• What is needed:
Take the lines of the data below from the very first through the line containing "const doctor = ref('')" and output them exactly, pictures excluded.

• Supplied information:
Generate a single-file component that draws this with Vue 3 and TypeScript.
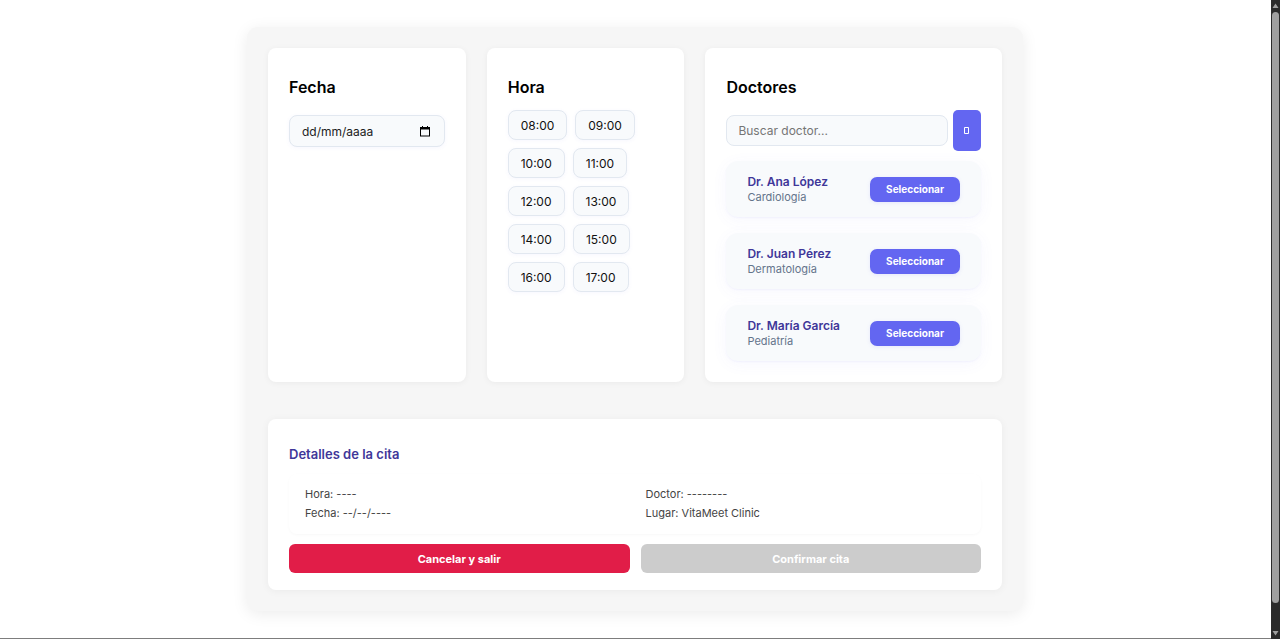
<script setup lang="ts">
import { computed, ref } from 'vue'

interface Doctor {
  name: string
  specialty: string
}

const hours: string[] = [
  '08:00', '09:00', '10:00', '11:00', '12:00',
  '13:00', '14:00', '15:00', '16:00', '17:00',
]

const doctors: Doctor[] = [
  { name: 'Dr. Ana López', specialty: 'Cardiología' },
  { name: 'Dr. Juan Pérez', specialty: 'Dermatología' },
  { name: 'Dr. María García', specialty: 'Pediatría' },
]

const date = ref('')
const search = ref('')
const hour = ref('')
const doctor = ref('')

const visibleDoctors = computed(() =>
  doctors.filter((d) => d.name.toLowerCase().includes(search.value.toLowerCase())),
)
const ready = computed(() => Boolean(date.value && hour.value && doctor.value))

function reset(): void {
  date.value = ''
  hour.value = ''
  doctor.value = ''
}
</script>

<template>
  <div class="page">
    <main class="booking">
      <div class="columns">
        <section class="card">
          <h2><label for="date">Fecha</label></h2>
          <div class="date-field">
            <input id="date" v-model="date" type="text" placeholder="dd/mm/aaaa" />
            <button type="button" aria-label="Abrir calendario">
              <svg viewBox="0 0 10 11" width="10" height="11" aria-hidden="true">
                <path d="M0 1h2V0h1v1h4V0h1v1h2v9.500H0zM1 3.500v6h8v-6z" fill="#000" fill-rule="evenodd" />
              </svg>
            </button>
          </div>
        </section>

        <section class="card">
          <h2>Hora</h2>
          <div class="hours">
            <button
              v-for="h in hours"
              :key="h"
              type="button"
              :class="{ active: hour === h }"
              @click="hour = h"
            >{{ h }}</button>
          </div>
        </section>

        <section class="card">
          <h2>Doctores</h2>
          <form class="search" @submit.prevent>
            <input v-model="search" type="text" placeholder="Buscar doctor..." aria-label="Buscar doctor" />
            <button type="submit" aria-label="Buscar">
              <svg viewBox="0 0 5 7" width="5" height="7" aria-hidden="true">
                <path d="M.5.5h4v6h-4z" fill="none" stroke="#fff" />
              </svg>
            </button>
          </form>
          <ul class="doctors">
            <li v-for="d in visibleDoctors" :key="d.name">
              <div>
                <strong>{{ d.name }}</strong>
                <span>{{ d.specialty }}</span>
              </div>
              <button type="button" @click="doctor = d.name">Seleccionar</button>
            </li>
          </ul>
        </section>
      </div>

      <section class="details">
        <h3>Detalles de la cita</h3>
        <div class="summary">
          <p>Hora: {{ hour || '----' }}</p>
          <p>Doctor: {{ doctor || '--------' }}</p>
          <p>Fecha: {{ date || '--/--/----' }}</p>
          <p>Lugar: VitaMeet Clinic</p>
        </div>
        <div class="actions">
          <button type="button" class="cancel" @click="reset">Cancelar y salir</button>
          <button type="button" class="confirm" :disabled="!ready">Confirmar cita</button>
        </div>
      </section>
    </main>

    <div class="scrollbar" aria-hidden="true">
      <svg viewBox="0 0 9 9" width="9" height="9"><path d="M4.5 2.5 7.5 7h-6z" fill="#9f9f9f" /></svg>
      <div class="thumb"></div>
      <svg viewBox="0 0 9 9" width="9" height="9"><path d="M4.5 6.5 7.5 2h-6z" fill="#9f9f9f" /></svg>
    </div>
  </div>
</template>

<style>
body {
  background: #fff;
}
</style>

<style scoped>
* {
  box-sizing: border-box;
}

.page {
  display: flex;
  justify-content: center;
  min-height: 100vh;
  padding: 27px 10px 27px 0;
  border-bottom: 1px solid #7d7d7d;
  font-family: Inter, "Liberation Sans", sans-serif;
  font-size: 12px;
  color: #000;
}

button,
input {
  font: inherit;
}

button {
  cursor: pointer;
}

.booking {
  width: 100%;
  max-width: 776px;
  padding: 21px;
  border-radius: 11px;
  background: #f6f6f6;
  box-shadow: 0 3px 16px rgba(0, 0, 0, 0.08);
}

.columns {
  display: grid;
  grid-template-columns: 2fr 2fr 3fr;
  gap: 21px;
}

.card {
  min-width: 0;
  padding: 28px 21px 21px;
  border-radius: 8px;
  background: #fff;
  box-shadow: 0 1px 6px rgba(0, 0, 0, 0.05);
}

h2 {
  margin: 0 0 12px;
  font-size: 16px;
  line-height: 22px;
  font-weight: 600;
}

.date-field {
  display: flex;
  align-items: center;
  height: 32px;
  margin-top: 17px;
  padding: 0 14px 0 12px;
  border: 1px solid #e2e8f0;
  border-radius: 8px;
  background: #f8fafc;
  box-shadow: 0 1px 4px rgba(99, 102, 241, 0.06);
}

.date-field input {
  flex: 1;
  min-width: 0;
  padding: 0;
  border: 0;
  outline: 0;
  background: none;
}

.date-field input::placeholder {
  color: #222;
}

.date-field button {
  display: flex;
  padding: 0;
  border: 0;
  background: none;
}

.hours {
  display: flex;
  flex-wrap: wrap;
  gap: 8px;
}

.hours button {
  height: 30px;
  padding: 0 12px;
  border: 1px solid #e2e8f0;
  border-radius: 8px;
  background: #f8fafc;
  color: #111;
  box-shadow: 0 1px 4px rgba(99, 102, 241, 0.05);
}

.hours .active {
  border-color: #6366f1;
}

.search {
  display: flex;
  align-items: center;
  gap: 5px;
}

.search input {
  flex: 1;
  min-width: 0;
  height: 31px;
  padding: 0 11px;
  border: 1px solid #e2e8f0;
  border-radius: 8px;
  background: #f8fafc;
}

.search input::placeholder {
  color: #757575;
}

.search button {
  display: flex;
  align-items: center;
  justify-content: center;
  width: 28px;
  height: 41px;
  padding: 0;
  border: 0;
  border-radius: 5px;
  background: #6366f1;
}

.doctors {
  display: grid;
  gap: 16px;
  margin: 10px 0 0;
  padding: 0;
  list-style: none;
}

.doctors li {
  display: flex;
  align-items: center;
  justify-content: space-between;
  height: 56px;
  padding: 0 21px;
  border-radius: 12px;
  background: #f8fafc;
  box-shadow: 0 1px 2px rgba(99, 102, 241, 0.06), 0 3px 16px rgba(99, 102, 241, 0.05);
}

.doctors strong,
.doctors span {
  display: block;
}

.doctors strong {
  font-size: 12px;
  line-height: 16px;
  font-weight: 600;
  color: #3f3799;
}

.doctors span {
  font-size: 11px;
  line-height: 15px;
  color: #64748b;
}

.doctors button {
  height: 25px;
  padding: 0 16px;
  border: 0;
  border-radius: 7px;
  background: #6366f1;
  color: #fff;
  font-size: 10px;
  font-weight: 700;
  box-shadow: 0 1px 4px rgba(99, 102, 241, 0.12);
}

.details {
  margin-top: 37px;
  padding: 25px 21px 17px;
  border-radius: 8px;
  background: #fff;
  box-shadow: 0 1px 8px rgba(0, 0, 0, 0.05);
}

h3 {
  margin: 0 0 10px;
  font-size: 13px;
  line-height: 20px;
  font-weight: 600;
  color: #3f3799;
}

.summary {
  display: grid;
  grid-template-columns: 1fr 1fr;
  column-gap: 21px;
  padding: 11px 16px;
  border-radius: 8px;
  box-shadow: 0 1px 3px rgba(0, 0, 0, 0.03);
}

.summary p {
  margin: 0;
  font-size: 11px;
  line-height: 19px;
  color: #444;
}

.actions {
  display: grid;
  grid-template-columns: 1fr 1fr;
  gap: 11px;
  margin-top: 10px;
}

.actions button {
  height: 29px;
  border: 0;
  border-radius: 6px;
  color: #fff;
  font-size: 11px;
  font-weight: 700;
}

.cancel {
  background: #e11d48;
}

.confirm {
  background: #ccc;
}

.scrollbar {
  position: fixed;
  top: 0;
  right: 0;
  bottom: 0;
  display: flex;
  flex-direction: column;
  width: 9px;
  padding: 1px 0;
  background: #2b2b2b;
}

.scrollbar svg {
  display: block;
  flex: none;
}

.thumb {
  flex: 1;
  margin: 2px 1px 26px;
  border-radius: 4px;
  background: #9f9f9f;
}
</style>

• Task response:
Generate a single-file component that draws this with Vue 3 and TypeScript.
<script setup lang="ts">
import { computed, ref } from 'vue'

interface Doctor {
  name: string
  specialty: string
}

const hours: string[] = [
  '08:00', '09:00', '10:00', '11:00', '12:00',
  '13:00', '14:00', '15:00', '16:00', '17:00',
]

const doctors: Doctor[] = [
  { name: 'Dr. Ana López', specialty: 'Cardiología' },
  { name: 'Dr. Juan Pérez', specialty: 'Dermatología' },
  { name: 'Dr. María García', specialty: 'Pediatría' },
]

const date = ref('')
const search = ref('')
const hour = ref('')
const doctor = ref('')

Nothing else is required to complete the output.